> _Set task_
Write out each line of the listing as it stands, without the images.

> _Supplied material_

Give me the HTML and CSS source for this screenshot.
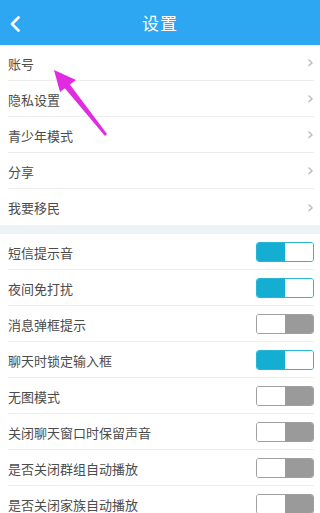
FILE: index.html
```html
<!DOCTYPE html>
<html lang="zh">
<head>
<meta charset="utf-8">
<link rel="stylesheet" href="styles.css">
</head>
<body>
<div class="page">
  <header class="bar">
    <svg class="back" width="12" height="16" viewBox="0 0 12 16"><path d="M9.5 1.5 L3 8 L9.5 14.5" fill="none" stroke="#fff" stroke-width="2.6" stroke-linecap="round" stroke-linejoin="round"/></svg>
    <div class="title">设置</div>
  </header>
  <section class="group">
    <div class="row"><div class="inner"><span>账号</span><span class="chev">&#x203A;</span></div></div>
    <div class="row"><div class="inner"><span>隐私设置</span><span class="chev">&#x203A;</span></div></div>
    <div class="row"><div class="inner"><span>青少年模式</span><span class="chev">&#x203A;</span></div></div>
    <div class="row"><div class="inner"><span>分享</span><span class="chev">&#x203A;</span></div></div>
    <div class="row last"><div class="inner"><span>我要移民</span><span class="chev">&#x203A;</span></div></div>
  </section>
  <div class="band"></div>
  <section class="group">
    <div class="row"><div class="inner"><span>短信提示音</span><span class="sw on"><i></i><i></i></span></div></div>
    <div class="row"><div class="inner"><span>夜间免打扰</span><span class="sw on"><i></i><i></i></span></div></div>
    <div class="row"><div class="inner"><span>消息弹框提示</span><span class="sw off"><i></i><i></i></span></div></div>
    <div class="row"><div class="inner"><span>聊天时锁定输入框</span><span class="sw on"><i></i><i></i></span></div></div>
    <div class="row"><div class="inner"><span>无图模式</span><span class="sw off"><i></i><i></i></span></div></div>
    <div class="row"><div class="inner"><span>关闭聊天窗口时保留声音</span><span class="sw off"><i></i><i></i></span></div></div>
    <div class="row"><div class="inner"><span>是否关闭群组自动播放</span><span class="sw off"><i></i><i></i></span></div></div>
    <div class="row"><div class="inner"><span>是否关闭家族自动播放</span><span class="sw off"><i></i><i></i></span></div></div>
  </section>
  <svg class="arrow" width="320" height="160" viewBox="0 0 320 160">
    <polygon points="105,136 107,134 68,82 63,86" fill="#e02be0"/>
    <polygon points="54,70 76,80 60,92" fill="#e02be0"/>
  </svg>
</div>
</body>
</html>
```
FILE: styles.css
```css
* { box-sizing: border-box; margin: 0; padding: 0; }
html, body { width: 320px; height: 513px; overflow: hidden; background: #fff; }
body { font-family: "Noto Sans CJK SC", "Noto Sans", sans-serif; color: #4c4c4c; font-size: 13px; }
.page { position: relative; width: 320px; }
.bar { height: 45px; background: #2ea7f3; display: flex; align-items: center; justify-content: center; position: relative; }
.back { position: absolute; left: 9px; top: 16px; }
.title { color: #fff; font-size: 17px; letter-spacing: 1px; }
.group { background: #fff; }
.row { height: 36px; padding: 0 6px 0 8px; }
.inner { height: 36px; display: flex; align-items: center; justify-content: space-between; border-bottom: 1px solid #ededed; padding-top: 1px; }
.row.last .inner { border-bottom: none; }
.chev { color: #bbb; font-size: 18px; font-family: "DejaVu Sans", sans-serif; line-height: 1; margin-top: -2px; }
.band { height: 9px; background: #eef3f8; border-top: 1px solid #f1f4f7; }
.sw { width: 58px; height: 20px; border-radius: 3px; display: flex; overflow: hidden; border: 1px solid; }
.sw i { flex: 1; display: block; }
.sw.on { border-color: #2ab5d3; }
.sw.on i:first-child { background: #14aed3; }
.sw.on i:last-child { background: #fff; }
.sw.off { border-color: #a0a0a0; }
.sw.off i:first-child { background: #fff; }
.sw.off i:last-child { background: #9a9a9a; }
.arrow { position: absolute; left: 0; top: 0; pointer-events: none; }
```
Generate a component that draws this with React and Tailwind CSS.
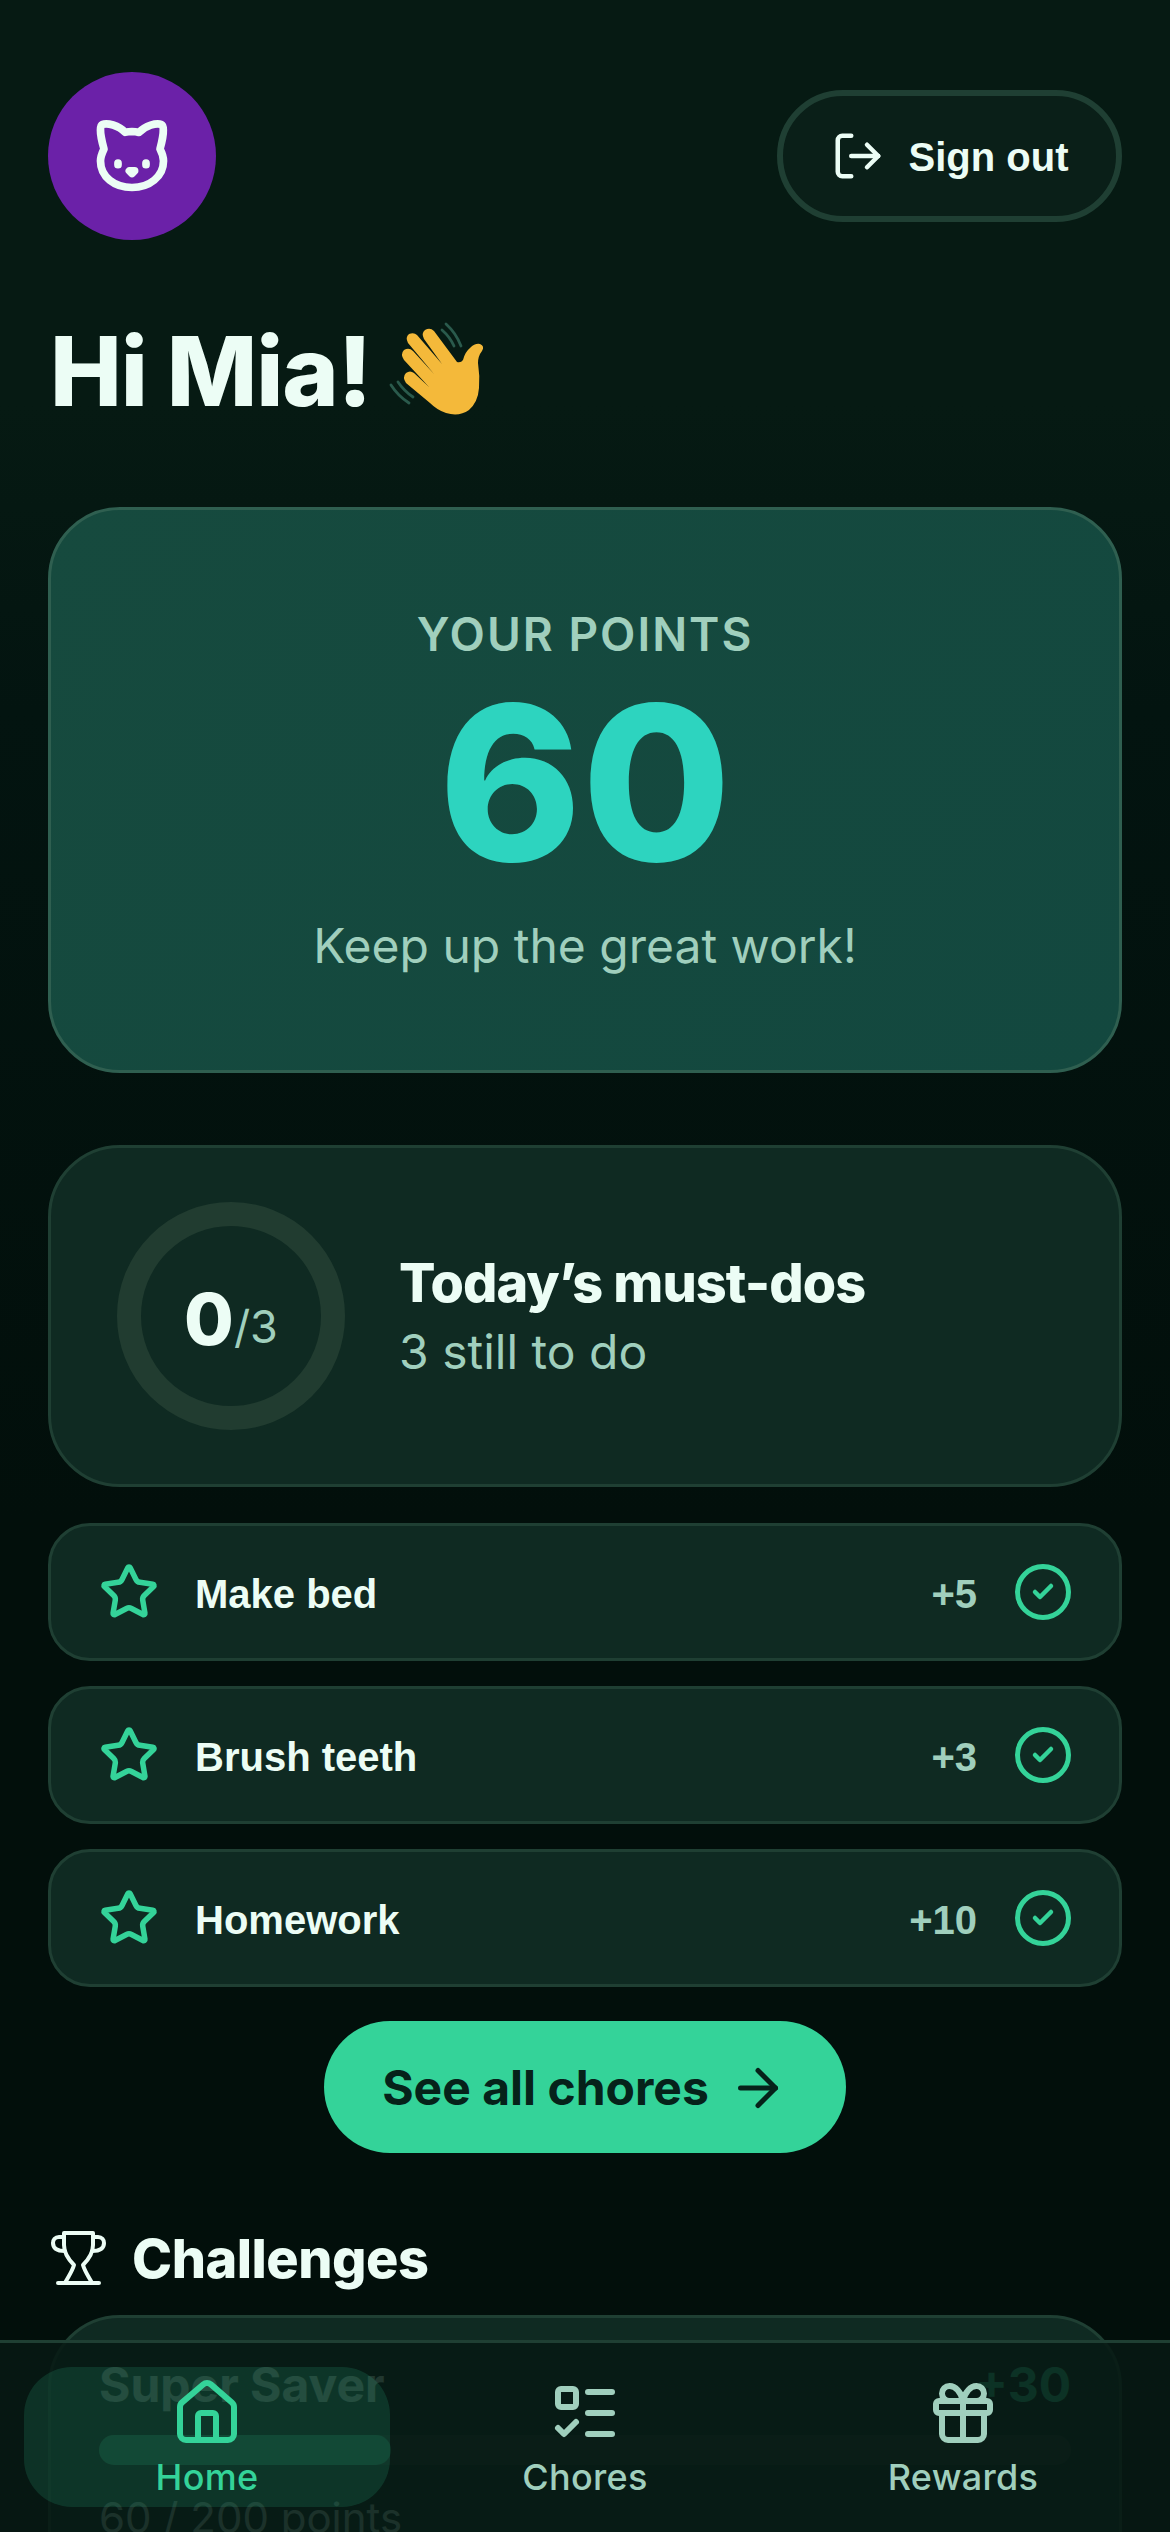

> _Solution for this task_
Give me the HTML and CSS source for this screenshot.
FILE: index.html
```html
<!DOCTYPE html>
<html lang="zh">
<head>
<meta charset="utf-8">
<link rel="stylesheet" href="styles.css">
</head>
<body>
<div class="page">
  <header class="bar">
    <svg class="back" width="12" height="16" viewBox="0 0 12 16"><path d="M9.5 1.5 L3 8 L9.5 14.5" fill="none" stroke="#fff" stroke-width="2.6" stroke-linecap="round" stroke-linejoin="round"/></svg>
    <div class="title">设置</div>
  </header>
  <section class="group">
    <div class="row"><div class="inner"><span>账号</span><span class="chev">&#x203A;</span></div></div>
    <div class="row"><div class="inner"><span>隐私设置</span><span class="chev">&#x203A;</span></div></div>
    <div class="row"><div class="inner"><span>青少年模式</span><span class="chev">&#x203A;</span></div></div>
    <div class="row"><div class="inner"><span>分享</span><span class="chev">&#x203A;</span></div></div>
    <div class="row last"><div class="inner"><span>我要移民</span><span class="chev">&#x203A;</span></div></div>
  </section>
  <div class="band"></div>
  <section class="group">
    <div class="row"><div class="inner"><span>短信提示音</span><span class="sw on"><i></i><i></i></span></div></div>
    <div class="row"><div class="inner"><span>夜间免打扰</span><span class="sw on"><i></i><i></i></span></div></div>
    <div class="row"><div class="inner"><span>消息弹框提示</span><span class="sw off"><i></i><i></i></span></div></div>
    <div class="row"><div class="inner"><span>聊天时锁定输入框</span><span class="sw on"><i></i><i></i></span></div></div>
    <div class="row"><div class="inner"><span>无图模式</span><span class="sw off"><i></i><i></i></span></div></div>
    <div class="row"><div class="inner"><span>关闭聊天窗口时保留声音</span><span class="sw off"><i></i><i></i></span></div></div>
    <div class="row"><div class="inner"><span>是否关闭群组自动播放</span><span class="sw off"><i></i><i></i></span></div></div>
    <div class="row"><div class="inner"><span>是否关闭家族自动播放</span><span class="sw off"><i></i><i></i></span></div></div>
  </section>
  <svg class="arrow" width="320" height="160" viewBox="0 0 320 160">
    <polygon points="105,136 107,134 68,82 63,86" fill="#e02be0"/>
    <polygon points="54,70 76,80 60,92" fill="#e02be0"/>
  </svg>
</div>
</body>
</html>
```
FILE: styles.css
```css
* { box-sizing: border-box; margin: 0; padding: 0; }
html, body { width: 320px; height: 513px; overflow: hidden; background: #fff; }
body { font-family: "Noto Sans CJK SC", "Noto Sans", sans-serif; color: #4c4c4c; font-size: 13px; }
.page { position: relative; width: 320px; }
.bar { height: 45px; background: #2ea7f3; display: flex; align-items: center; justify-content: center; position: relative; }
.back { position: absolute; left: 9px; top: 16px; }
.title { color: #fff; font-size: 17px; letter-spacing: 1px; }
.group { background: #fff; }
.row { height: 36px; padding: 0 6px 0 8px; }
.inner { height: 36px; display: flex; align-items: center; justify-content: space-between; border-bottom: 1px solid #ededed; padding-top: 1px; }
.row.last .inner { border-bottom: none; }
.chev { color: #bbb; font-size: 18px; font-family: "DejaVu Sans", sans-serif; line-height: 1; margin-top: -2px; }
.band { height: 9px; background: #eef3f8; border-top: 1px solid #f1f4f7; }
.sw { width: 58px; height: 20px; border-radius: 3px; display: flex; overflow: hidden; border: 1px solid; }
.sw i { flex: 1; display: block; }
.sw.on { border-color: #2ab5d3; }
.sw.on i:first-child { background: #14aed3; }
.sw.on i:last-child { background: #fff; }
.sw.off { border-color: #a0a0a0; }
.sw.off i:first-child { background: #fff; }
.sw.off i:last-child { background: #9a9a9a; }
.arrow { position: absolute; left: 0; top: 0; pointer-events: none; }
```
Generate a component that draws this with React and Tailwind CSS.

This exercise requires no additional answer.